The next section of Jake's talk demonstrates this point nicely.  He presents the "Bayesian Billiards Problem", which Bayes wrote about in 1763.  Jake presents a version of the problem from this paper by Sean Eddy, which I'll quote:
"Alice and Bob are playing a game in which the first person to get 6 points wins. The way each point is decided is a little strange. The Casino has a pool table that Alice and Bob can't see. Before the game begins, the Casino rolls an initial ball onto the table, which comes to rest at a completely random position, which the Casino marks. Then, each point is decided by the Casino rolling another ball onto the table randomly. If it comes to rest to the left of the initial mark, Alice wins the point; to the right of the mark, Bob wins the point.
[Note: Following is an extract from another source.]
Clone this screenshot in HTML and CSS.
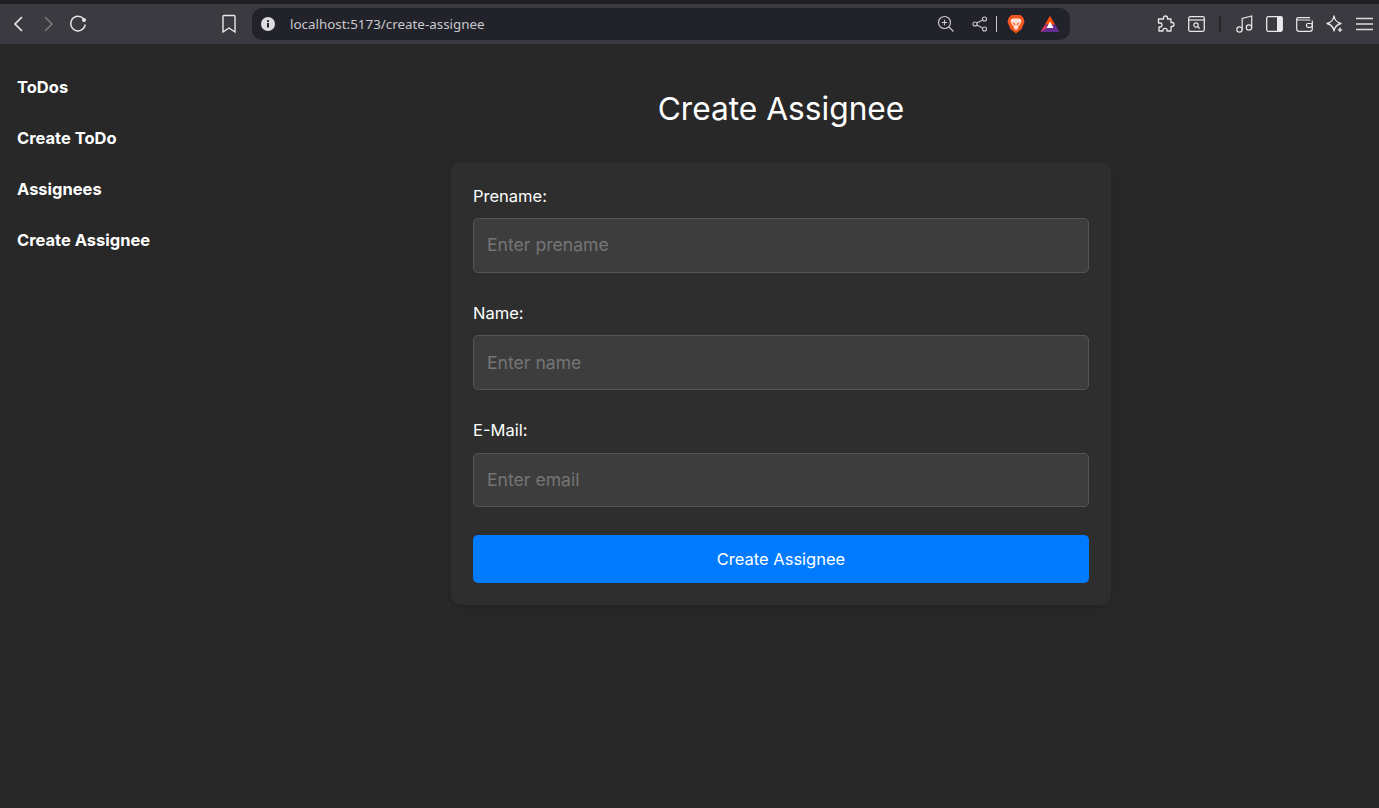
FILE: index.html
```html
<!DOCTYPE html>
<html lang="en">
<head>
    <meta charset="UTF-8">
    <meta name="viewport" content="width=device-width, initial-scale=1.0">
    <title>Create Assignee</title>
    <link rel="stylesheet" href="styles.css">
</head>
<body>

<header class="browser">
    <div class="toolbar">
        <div class="nav-btns">
            <svg class="icon" width="20" height="20" viewBox="0 0 20 20"><path d="M13 3 L6 10 L13 17" stroke="#e8e8ea" stroke-width="1.7" fill="none"/></svg>
            <svg class="icon" width="20" height="20" viewBox="0 0 20 20"><path d="M7 3 L14 10 L7 17" stroke="#77777c" stroke-width="1.7" fill="none"/></svg>
            <svg class="icon reload" width="20" height="20" viewBox="0 0 20 20"><path d="M15.5 4.8 A7.3 7.3 0 1 0 17.2 10.5" stroke="#e8e8ea" stroke-width="1.5" fill="none"/><circle cx="16" cy="6" r="2" fill="#e8e8ea"/></svg>
        </div>
        <svg class="icon bookmark" width="16" height="20" viewBox="0 0 16 20"><path d="M2 2.5 Q2 1.5 3 1.5 H13 Q14 1.5 14 2.5 V18 L8 14 L2 18 Z" stroke="#e8e8ea" stroke-width="1.4" fill="none"/></svg>
        <div class="urlbar">
            <svg class="icon" width="14" height="14" viewBox="0 0 14 14"><circle cx="7" cy="7" r="7" fill="#dcdcdf"/><rect x="6" y="6" width="2" height="4.5" fill="#22222a"/><rect x="6" y="3.2" width="2" height="1.8" fill="#22222a"/></svg>
            <span class="url">localhost:5173/create-assignee</span>
            <div class="url-actions">
                <svg class="icon" width="18" height="18" viewBox="0 0 18 18"><circle cx="7.5" cy="7.5" r="6" stroke="#c9c9cc" stroke-width="1.2" fill="none"/><path d="M12 12 L16.5 16.5 M7.5 4.7 V10.3 M4.7 7.5 H10.3" stroke="#c9c9cc" stroke-width="1.2" fill="none"/></svg>
                <svg class="icon share" width="16" height="16" viewBox="0 0 16 16"><circle cx="3" cy="8" r="2" stroke="#c9c9cc" stroke-width="1.1" fill="none"/><circle cx="12.5" cy="3" r="2" stroke="#c9c9cc" stroke-width="1.1" fill="none"/><circle cx="12.5" cy="13" r="2" stroke="#c9c9cc" stroke-width="1.1" fill="none"/><path d="M4.8 7 L10.7 4 M4.8 9 L10.7 12" stroke="#c9c9cc" stroke-width="1.1"/></svg>
                <span class="url-sep"></span>
                <svg class="icon brave" width="18" height="20" viewBox="0 0 18 20"><path d="M4.5 1 H13.5 L16.5 4 L17.5 8 L14.5 15 L9 19.5 L3.5 15 L0.5 8 L1.5 4 Z" fill="#f1571f"/><path d="M3.5 6 L6 4.5 H12 L14.5 6 L13.5 10 L11.5 12 L11 14.5 L9 16 L7 14.5 L6.5 12 L4.5 10 Z" fill="#ffe3d6"/><path d="M5.5 8 L8 9.5 L8.5 11.5 L7 11 Z M12.5 8 L10 9.5 L9.5 11.5 L11 11 Z" fill="#f1571f"/></svg>
                <svg class="icon bat" width="20" height="18" viewBox="0 0 20 18"><path d="M10 1 L19.5 17 H0.5 Z" fill="#662d91"/><path d="M10 1 L15 9.5 H5 Z" fill="#ff5000"/><path d="M0.5 17 L5 9.5 L7 13 Z" fill="#e0365f"/><path d="M10 6.5 L13.5 13 H6.5 Z" fill="#fff"/></svg>
            </div>
        </div>
        <div class="tools">
            <svg class="icon" width="18" height="18" viewBox="0 0 18 18"><path d="M6.5 3 Q6.5 1 8.5 1 Q10.5 1 10.5 3 V4 H14 V7.5 H15 Q17 7.5 17 9.5 Q17 11.5 15 11.5 H14 V16 H10 V15 Q10 13.3 8 13.3 Q6 13.3 6 15 V16 H2 V12 H3 Q5 12 5 10 Q5 8 3 8 H1.5 V4 H6.5 Z" stroke="#e8e8ea" stroke-width="1.3" fill="none" stroke-linejoin="round"/></svg>
            <svg class="icon search-tab" width="17" height="16" viewBox="0 0 17 16"><rect x="0.7" y="0.7" width="15.6" height="14.6" rx="1.5" stroke="#e8e8ea" stroke-width="1.3" fill="none"/><path d="M1 4 H16" stroke="#e8e8ea" stroke-width="1.2"/><circle cx="8" cy="9" r="2.2" stroke="#e8e8ea" stroke-width="1.2" fill="none"/><path d="M9.7 10.7 L11.7 12.5" stroke="#e8e8ea" stroke-width="1.2"/></svg>
            <span class="tool-sep"></span>
            <svg class="icon music" width="17" height="18" viewBox="0 0 17 18"><circle cx="3.5" cy="14.5" r="2.7" stroke="#e8e8ea" stroke-width="1.2" fill="none"/><circle cx="13" cy="12.5" r="2.7" stroke="#e8e8ea" stroke-width="1.2" fill="none"/><path d="M6.2 14.5 V3.5 L15.7 1 V12.5" stroke="#e8e8ea" stroke-width="1.2" fill="none"/></svg>
            <svg class="icon sidebar-ico" width="17" height="16" viewBox="0 0 17 16"><rect x="0.7" y="0.7" width="15.6" height="14.6" rx="1.5" stroke="#e8e8ea" stroke-width="1.3" fill="none"/><rect x="11" y="1" width="5" height="14" fill="#e8e8ea"/></svg>
            <svg class="icon wallet" width="17" height="15" viewBox="0 0 17 15"><path d="M14.5 3 H2.5 Q0.7 3 0.7 1.8 V12 Q0.7 14.3 3 14.3 H14 Q16.3 14.3 16.3 12 V3.5 M14 0.7 H2.5 Q0.7 0.7 0.7 2" stroke="#e8e8ea" stroke-width="1.2" fill="none"/><rect x="10.5" y="6.5" width="5.8" height="3.8" rx="1.5" stroke="#e8e8ea" stroke-width="1.2" fill="none"/></svg>
            <svg class="icon" width="17" height="18" viewBox="0 0 17 18"><path d="M8 1 Q9 7 15 8.5 Q9 10 8 16 Q7 10 1 8.5 Q7 7 8 1 Z" stroke="#e8e8ea" stroke-width="1.3" fill="none" stroke-linejoin="round"/><path d="M14 12.5 V17 M11.8 14.8 H16.2" stroke="#e8e8ea" stroke-width="1.3"/></svg>
            <svg class="icon menu" width="17" height="14" viewBox="0 0 17 14"><path d="M0 1.5 H17 M0 7 H17 M0 12.5 H17" stroke="#dcdcdf" stroke-width="1.5"/></svg>
        </div>
    </div>
</header>

<div class="app">
    <nav class="sidebar">
        <a href="#">ToDos</a>
        <a href="#">Create ToDo</a>
        <a href="#">Assignees</a>
        <a href="#">Create Assignee</a>
    </nav>

    <main class="content">
        <h1>Create Assignee</h1>
        <form class="card">
            <label for="prename">Prename:</label>
            <input type="text" id="prename" placeholder="Enter prename">

            <label for="name">Name:</label>
            <input type="text" id="name" placeholder="Enter name">

            <label for="email" class="label-email">E-Mail:</label>
            <input type="email" id="email" placeholder="Enter email">

            <button type="submit">Create Assignee</button>
        </form>
    </main>
</div>

</body>
</html>
```

FILE: styles.css
```css
* { box-sizing: border-box; }
html, body { height: 100%; }
body { margin: 0; background: #282828; color: #fff; font-family: Inter, "Liberation Sans", sans-serif; overflow: hidden; }

.browser { height: 44px; padding-top: 4px; background: #1e1e23; }
.toolbar { height: 40px; display: flex; align-items: center; background: #3a3a40; padding: 0 6px 0 9px; }
.icon { display: block; flex: none; }
.nav-btns { display: flex; gap: 9px; width: 80px; }
.reload { margin-left: 1px; }
.bookmark { margin-left: 133px; }
.urlbar { flex: none; width: 818px; height: 32px; margin-left: 15px; padding: 0 9px; display: flex; align-items: center; background: #22222a; border-radius: 10px; }
.url { margin-left: 15px; font: 13.4px "Noto Sans", sans-serif; color: #c9c9cc; }
.url-actions { margin-left: auto; display: flex; align-items: center; }
.share { margin-left: 17px; }
.url-sep { width: 1px; height: 16px; margin: 0 10px 0 8px; background: #c9c9cc; }
.bat { margin-left: 15px; margin-right: 1px; }
.tools { margin-left: 87px; display: flex; align-items: center; gap: 13px; }
.tool-sep { width: 2px; height: 16px; margin: 0 2px 0 1px; background: #25252a; }

.app { display: flex; height: 764px; }
.sidebar { width: 183px; flex: none; padding: 34px 0 0 17px; display: flex; flex-direction: column; gap: 32px; }
.sidebar a { color: #fff; font-size: 16.5px; font-weight: 700; line-height: 19px; text-decoration: none; white-space: nowrap; }

.content { flex: 1; display: flex; flex-direction: column; align-items: center; }
h1 { margin: 45px 0 33px; font-size: 31.7px; font-weight: 400; line-height: 40px; }

.card { width: 660px; height: 443px; padding: 22px; background: #2e2e2e; border-radius: 10px; box-shadow: 0 2px 8px rgba(0, 0, 0, 0.12); display: flex; flex-direction: column; }
label { font-size: 16.5px; line-height: 24px; margin-bottom: 10px; }
.label-email { margin-bottom: 11px; }
input { height: 55px; margin-bottom: 28px; padding: 0 13px; background: #3d3d3d; color: #fff; border: 1px solid #555; border-radius: 5px; font: 17.6px Inter, "Liberation Sans", sans-serif; }
input::placeholder { color: #757575; opacity: 1; }
#prename { padding-bottom: 2px; }
#email { height: 54px; padding-bottom: 2px; }
button { height: 48px; background-color: #007bff; color: #fff; border: none; border-radius: 5px; font: 16.5px Inter, "Liberation Sans", sans-serif; cursor: pointer; }
```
The Casino reveals nothing to Alice and Bob except who won each point. 
"Clearly, the probability that Alice wins a point is the fraction of the table to the left of the mark—call this probability p; and Bob's probability of winning a point is 1 - p. Because the Casino rolled the initial ball to a random position, before any points were decided every value of p was equally probable. The mark is only set once per game, so p is the same for every point. 
"Imagine Alice is already winning 5 points to 3, and now she bets Bob that she's going to win. What are fair betting odds for Alice to offer Bob? That is, what is the expected probability that Alice will win?"
Eddy solves the problem using a Beta distribution to estimate p, then integrates over the posterior distribution of p to get the probability that Bob wins.  If you like that approach, you can read Eddy's paper.  If you prefer a computational approach, read on!  My solution is in this Python file.

The problem statement indicates that the prior distribution of p is uniform from 0 to 1.  Given a hypothetical value of p and the observed number of wins and losses, we can compute the likelihood of the data under each hypothesis:

  class Billiards(thinkbayes.Suite):

    def Likelihood(self, data, hypo):
        """Likelihood of the data under the hypothesis.
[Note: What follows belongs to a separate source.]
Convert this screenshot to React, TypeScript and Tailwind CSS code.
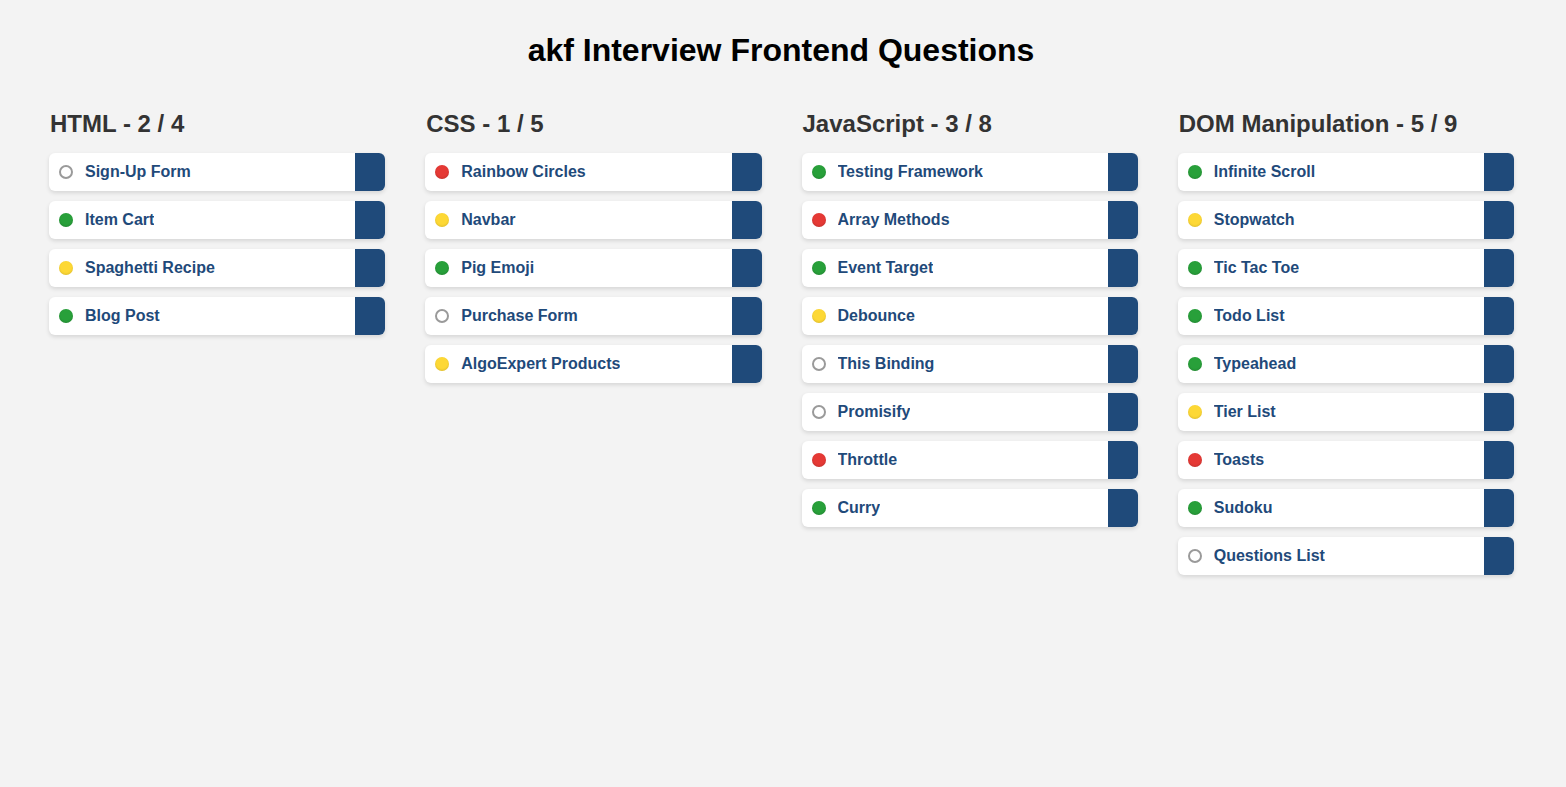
type Status = 'none' | 'red' | 'yellow' | 'green';

interface Question {
  name: string;
  status: Status;
}

interface Category {
  title: string;
  questions: Question[];
}

const CATEGORIES: Category[] = [
  {
    title: 'HTML',
    questions: [
      { name: 'Sign-Up Form', status: 'none' },
      { name: 'Item Cart', status: 'green' },
      { name: 'Spaghetti Recipe', status: 'yellow' },
      { name: 'Blog Post', status: 'green' },
    ],
  },
  {
    title: 'CSS',
    questions: [
      { name: 'Rainbow Circles', status: 'red' },
      { name: 'Navbar', status: 'yellow' },
      { name: 'Pig Emoji', status: 'green' },
      { name: 'Purchase Form', status: 'none' },
      { name: 'AlgoExpert Products', status: 'yellow' },
    ],
  },
  {
    title: 'JavaScript',
    questions: [
      { name: 'Testing Framework', status: 'green' },
      { name: 'Array Methods', status: 'red' },
      { name: 'Event Target', status: 'green' },
      { name: 'Debounce', status: 'yellow' },
      { name: 'This Binding', status: 'none' },
      { name: 'Promisify', status: 'none' },
      { name: 'Throttle', status: 'red' },
      { name: 'Curry', status: 'green' },
    ],
  },
  {
    title: 'DOM Manipulation',
    questions: [
      { name: 'Infinite Scroll', status: 'green' },
      { name: 'Stopwatch', status: 'yellow' },
      { name: 'Tic Tac Toe', status: 'green' },
      { name: 'Todo List', status: 'green' },
      { name: 'Typeahead', status: 'green' },
      { name: 'Tier List', status: 'yellow' },
      { name: 'Toasts', status: 'red' },
      { name: 'Sudoku', status: 'green' },
      { name: 'Questions List', status: 'none' },
    ],
  },
];

// filled dots get a soft inner shading like the original
const DOT_CLASS: Record<Status, string> = {
  none: 'bg-white border-2 border-[#9a9a9a]',
  red: 'bg-[#e53935] shadow-[inset_0_-1px_2px_rgba(0,0,0,0.15)]',
  yellow: 'bg-[#fdd835] shadow-[inset_0_-1px_2px_rgba(0,0,0,0.12)]',
  green: 'bg-[#28a03a] shadow-[inset_0_-1px_2px_rgba(0,0,0,0.15)]',
};

function StatusDot({ status }: { status: Status }) {
  return <span className={`w-[14px] h-[14px] rounded-full flex-shrink-0 ${DOT_CLASS[status]}`} />;
}

function QuestionRow({ q }: { q: Question }) {
  return (
    <div className="flex h-[38px] bg-white rounded-md shadow-[0_2px_4px_rgba(0,0,0,0.12)] overflow-hidden">
      <div className="flex items-center flex-1 min-w-0 pl-[10px] gap-[12px]">
        <StatusDot status={q.status} />
        <span className="text-[16px] font-bold text-[#1f4a7a] truncate">{q.name}</span>
      </div>
      <div className="w-[30px] bg-[#1f4a7a] flex-shrink-0" />
    </div>
  );
}

export default function App() {
  return (
    <div className="min-h-[787px] bg-[#f3f3f3] font-['Liberation_Sans',Arial,sans-serif]">
      <h1 className="text-[32px] font-bold text-black text-center pt-[32px] pr-[4px] leading-[37px]">
        akf Interview Frontend Questions
      </h1>

      <div className="grid grid-cols-4 gap-10 pl-[49px] pr-[52px] pt-[41px]">
        {CATEGORIES.map((cat) => {
          const done = cat.questions.filter((q) => q.status === 'green').length;
          return (
            <div key={cat.title} className="flex flex-col">
              <h2 className="text-[24px] font-bold text-[#333] leading-[28px] mb-[15px] pl-[1px]">
                {cat.title} - {done} / {cat.questions.length}
              </h2>
              <div className="flex flex-col gap-[10px]">
                {cat.questions.map((q) => (
                  <QuestionRow key={q.name} q={q} />
                ))}
              </div>
            </div>
          );
        })}
      </div>
    </div>
  );
}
        data: tuple (#wins, #losses)
        hypo: float probability of win
        p = hypo
        win, lose = data
        like = p**win * (1-p)**lose
        return like

Billiards inherits the Update function from Suite (which is defined in and explained in Think Bayes) and provides Likelihood, which uses the binomial formula:

\textstyle {n \choose k}\, p^k (1-p)^{n-k}

I left out the first term, the binomial coefficient, because it doesn't depend on p, so it would just get normalized away.

Now I just have to create the prior and update it:

    ps = numpy.linspace(0, 1, 101)
    bill = Billiards(ps)
    bill.Update((5, 3))

The following figure shows the resulting posterior:

Now to compute the probability that Bob wins the match.  Since Alice is ahead 5 points to 3, Bob needs to win the next three points.  His chance of winning each point is (1-p), so the chance of winning the next three is (1-p)³.
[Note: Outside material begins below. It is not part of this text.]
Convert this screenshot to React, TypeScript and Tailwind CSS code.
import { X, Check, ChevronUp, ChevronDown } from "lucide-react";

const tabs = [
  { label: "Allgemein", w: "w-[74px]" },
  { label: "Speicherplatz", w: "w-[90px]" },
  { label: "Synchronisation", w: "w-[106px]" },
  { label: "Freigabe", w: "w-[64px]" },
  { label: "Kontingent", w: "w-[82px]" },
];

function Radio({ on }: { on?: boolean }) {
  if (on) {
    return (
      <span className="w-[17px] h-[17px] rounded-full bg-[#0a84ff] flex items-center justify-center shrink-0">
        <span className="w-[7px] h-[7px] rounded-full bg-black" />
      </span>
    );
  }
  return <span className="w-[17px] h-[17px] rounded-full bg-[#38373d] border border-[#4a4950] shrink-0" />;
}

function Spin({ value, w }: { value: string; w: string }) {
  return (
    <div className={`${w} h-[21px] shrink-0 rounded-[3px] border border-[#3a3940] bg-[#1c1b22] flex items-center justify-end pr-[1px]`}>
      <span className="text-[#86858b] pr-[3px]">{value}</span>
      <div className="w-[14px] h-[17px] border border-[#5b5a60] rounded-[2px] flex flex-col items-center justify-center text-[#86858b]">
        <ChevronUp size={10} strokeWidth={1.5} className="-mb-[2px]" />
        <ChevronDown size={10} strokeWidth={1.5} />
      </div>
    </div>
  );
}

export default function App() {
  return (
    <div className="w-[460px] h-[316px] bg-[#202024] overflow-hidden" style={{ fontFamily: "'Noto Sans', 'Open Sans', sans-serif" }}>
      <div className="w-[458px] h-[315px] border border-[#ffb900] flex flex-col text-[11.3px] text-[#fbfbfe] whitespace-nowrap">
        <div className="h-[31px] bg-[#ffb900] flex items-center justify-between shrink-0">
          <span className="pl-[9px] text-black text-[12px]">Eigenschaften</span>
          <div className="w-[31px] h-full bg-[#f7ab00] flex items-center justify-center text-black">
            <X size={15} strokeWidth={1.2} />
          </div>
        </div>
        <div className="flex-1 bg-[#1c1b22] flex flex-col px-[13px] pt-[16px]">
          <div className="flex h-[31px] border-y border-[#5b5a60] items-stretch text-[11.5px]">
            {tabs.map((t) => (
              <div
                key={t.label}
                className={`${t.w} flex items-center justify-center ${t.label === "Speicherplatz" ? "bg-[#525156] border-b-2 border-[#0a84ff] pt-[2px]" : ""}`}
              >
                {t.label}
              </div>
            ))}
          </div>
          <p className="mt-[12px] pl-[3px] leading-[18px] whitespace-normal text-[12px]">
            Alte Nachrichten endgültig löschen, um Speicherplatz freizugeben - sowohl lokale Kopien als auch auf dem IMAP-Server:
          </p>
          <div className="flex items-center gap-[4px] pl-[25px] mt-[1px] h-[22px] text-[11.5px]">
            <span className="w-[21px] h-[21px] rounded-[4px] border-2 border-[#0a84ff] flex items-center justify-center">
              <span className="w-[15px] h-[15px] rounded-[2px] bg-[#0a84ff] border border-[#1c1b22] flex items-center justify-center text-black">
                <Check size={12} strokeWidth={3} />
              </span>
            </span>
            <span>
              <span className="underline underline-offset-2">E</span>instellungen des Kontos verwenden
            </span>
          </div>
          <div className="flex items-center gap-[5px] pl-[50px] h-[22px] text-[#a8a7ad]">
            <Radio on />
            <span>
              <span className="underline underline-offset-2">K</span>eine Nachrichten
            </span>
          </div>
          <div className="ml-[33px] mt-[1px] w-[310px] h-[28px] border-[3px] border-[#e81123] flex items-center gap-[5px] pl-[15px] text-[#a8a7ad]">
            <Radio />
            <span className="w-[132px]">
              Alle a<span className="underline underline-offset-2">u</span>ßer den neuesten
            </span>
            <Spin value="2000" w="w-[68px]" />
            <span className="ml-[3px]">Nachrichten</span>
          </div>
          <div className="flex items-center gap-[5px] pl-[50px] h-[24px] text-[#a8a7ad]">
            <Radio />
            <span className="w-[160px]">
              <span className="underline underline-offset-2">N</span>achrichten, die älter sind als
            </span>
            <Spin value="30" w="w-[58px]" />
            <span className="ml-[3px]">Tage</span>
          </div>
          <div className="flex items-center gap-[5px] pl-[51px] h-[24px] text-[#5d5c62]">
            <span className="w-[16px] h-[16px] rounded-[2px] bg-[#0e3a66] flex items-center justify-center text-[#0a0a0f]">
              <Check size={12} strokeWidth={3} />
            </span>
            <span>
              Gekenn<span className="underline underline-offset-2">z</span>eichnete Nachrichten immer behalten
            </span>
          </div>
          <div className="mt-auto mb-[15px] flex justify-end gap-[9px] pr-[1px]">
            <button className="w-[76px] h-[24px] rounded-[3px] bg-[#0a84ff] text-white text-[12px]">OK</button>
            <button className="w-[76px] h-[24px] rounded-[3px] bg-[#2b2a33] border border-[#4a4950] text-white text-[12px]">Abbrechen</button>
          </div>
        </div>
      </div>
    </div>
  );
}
We don't know the value of p, but we have its posterior distribution, which we can "integrate over" like this:

def ProbWinMatch(pmf):
    total = 0
    for p, prob in pmf.Items():
        total += prob * (1-p)**3
    return total

The result is = 0.091, which corresponds to 10:1 odds against.

Using a frequentist approach, we get a substantially different answer.  Instead of a posterior distribution, we get a single point estimate.  Assuming we use the MLE, we estimate p = 5/8, and (1-p)³ = 0.056, which corresponds to 18:1 odds against.

Needless to say, the Bayesian result is right and the frequentist result is wrong.

But let's consider why the frequentist result is wrong.  The problem is not the estimate itself.  In fact, in this example, the Bayesian maximum aposteriori probability (MAP) is the same as the frequentist MLE.  The difference is that Bayesian posterior contains all of the information we have about p, whereas the frequentist result discards a large part of that information.

The result we are interested in, the probability of winning the match, is a non-linear transform of p, and in general for a non-linear transform f, the expectation E[f(p)] does not equal f(E[p]).  The Bayesian method computes the first, which is right; the frequentist method approximates the second, which is wrong.

To summarize, Bayesian methods are better not just because the results are correct, but more importantly because the results are in a form, the posterior distribution, that lends itself to answering questions and guiding decision-making under uncertainty.

[UPDATE June 26, 2015]  Some readers have objected that this article is unfair, because any competent statistician would know that the frequentist method I presented here would behave badly, and even a classical statistician could happily use Bayes's theorem to solve this problem, because the prior is provided by the problem statement.

A few thoughts in response:

1) This article compares a Bayesian method and frequentist method.  I never said anything about Bayesians and frequentists as people, or about what methods a hypothetical statistician might choose.

2) The problem with the frequentist approach to this problem is that it produces a point estimate rather than a posterior distribution.  Any method that produces a point estimate is going to have the same problem.

3) Maybe it's true that a competent statistician would expect the frequentist approach to perform badly for this problem, but it still seems like that is a disadvantage of the frequentist approach.  I would rather have a method that is always right than a method that sometimes works and sometimes fails, and requires substantial expertise to know when to expect which.

1 comment:

  1. Hi Allen - thank you for this article! I'm trying to convert to bayesian b/c it looks so much more useful and practical, but I think this frequent objection mentioned in the Nature article sums up one of my biggest discomforts. Curious how you think about this. Is there any possible negative effect of using a uniform prior if in reality the distribution is quite different (although even that kind of blows my mind since in reality it's a point value, which i guess is covered in this first objection Nature covers above the one i paste below).

    "Second, Bayesian methods require specifying prior probability distributions, which are often themselves unknown. Bayesian analyses generally assume so-called 'uninformative' (often uniform) priors in such cases. Introducing subjective assumptions into an inference is unpalatable to some statisticians. The usual counterargument is that non-Bayesian methods make comparable assumptions implicitly, and it's probably better to have one's assumptions out in the open."